Sur la problématique du point de départ du délai de prescription
Comme indiqué précédemment, la victime d’une opération de défiscalisation immobilière met souvent plusieurs années à s’apercevoir qu’elle a été dupée.
Or, le délai de prescription pour agir contre le promoteur et ses conseillers commerciaux est de cinq ans.
Le problème est ainsi de savoir à partir de quelle date démarre ce délai de cinq ans.
Lorsque le problème est principalement lié à une surévaluation du prix du logement, les victimes soutiennent qu’elles n’ont découvert la tromperie qu’à l’issue de la durée de mise en location prévue par le dispositif de défiscalisation (neuf ans pour un dispositif Scellier ou De Robien et de 6 à 12 ans pour un dispositif Pinel…).
En effet, ce n’est qu’après avoir donné le bien en location pendant la durée minimale imposée par ce dispositif que la victime (qui ignore encore à ce stade qu’elle est une victime) envisage pour la première fois de revendre son bien. C’est alors seulement qu’elle découvre que ce bien se négocie à un prix très largement inférieur au prix d’acquisition et au prix de revente annoncé par le promoteur dans les simulations. La victime en déduit que le délai de prescription ne peut commencer avant l’expiration du dispositif de défiscalisation.

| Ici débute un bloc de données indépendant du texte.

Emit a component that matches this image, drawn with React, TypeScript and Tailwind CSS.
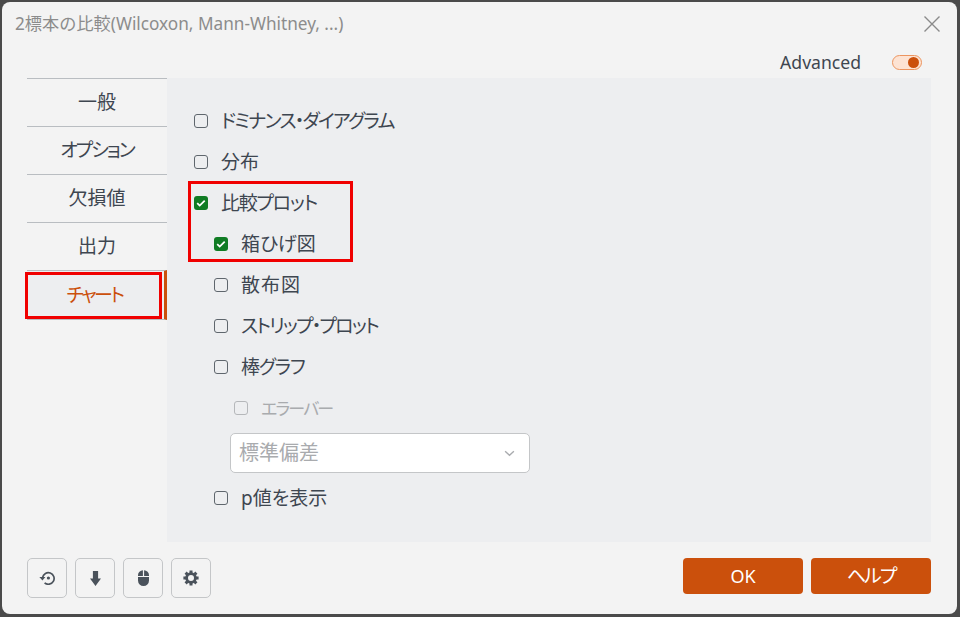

Pour leur part, les promoteurs considèrent que le délai commence à courir dès la conclusion de l’acte de vente du logement. Ils en concluent que l’action serait déjà prescrite lorsque l’opération de défiscalisation a pris fin.
Sur la solution retenue en faveur des victimes par la Cour d’appel de Douai
Un arrêt très récent de la Cour d’appel de Douai (C.A. Douai 3 mars 2022, RG n° 21/01988), constitue un exemple supplémentaire de décision rendue en la matière en faveur des victimes.
Dans cette affaire, les promoteurs (la SNC Marignan Résidences) et son mandataire commercial (la SAS Omnium Finance, devenue Stellium immobilier) avaient vendu en juin 2010 à un particulier un logement en état futur d’achèvement.
Suite à la mise en location de ce bien durant plusieurs années, comme le prévoit le dispositif Scellier, ce particulier a souhaité le revendre. Cependant, il a alors constaté que la valeur du bien était inférieure à ses espérances. Il a alors assigné en justice le promoteur et son mandataire commercial pour réclamer une indemnisation au titre de la perte de chance de contracter dans des conditions plus avantageuses.
Sa demande fut jugée irrecevable en première instance, au motif que celle-ci était prescrite, puisqu’elle avait été initiée plus de cinq ans après la conclusion de l’acte de vente.
La Cour d’appel de Douai infirme la décision de première instance et décide que « le délai de prescription n’a commencé à courir qu’à compter de la fin du dispositif Scellier en décembre 2019, date à laquelle M. Ab a entrepris de démarches en vue de la mise en vente de son appartement ».
La Cour précise notamment que l’acquéreur, « profane de l’immobilier, a fait l’acquisition de l’appartement, objet du litige dans le cadre du dispositif Scellier, s’agissant non de l’acquisition d’une résidence principale ou secondaire mais d’un investissement locatif, imposant la mise en location du bien pendant neuf ans, il ne saurait lui être valablement reproché de ne pas avoir mis son bien en vente avant le mois de décembre 2019, date de l’échéance du dispositif fiscal « .
La Cour d’appel retient ainsi que le particulier a tout simplement respecté les termes du dispositif fiscal « Scellier ». Il a loué l’appartement pendant neuf ans, puis a ensuite souhaité le revendre. Et ce n’est qu’à ce moment-là qu’il a pu constater que le bien avait une valeur nettement inférieure à ce que lui avait laisser entendre les conseillers commerciaux du promoteur.
Ainsi, la Cour d’appel a simplement considéré qu’en tant que non-professionnel de l’immobilier, il n’a fait que suivre les conseils que lui avaient fourni ces derniers.
Cette décision confirme que même des années après un achat immobilier, une action reste envisageable pour les victimes.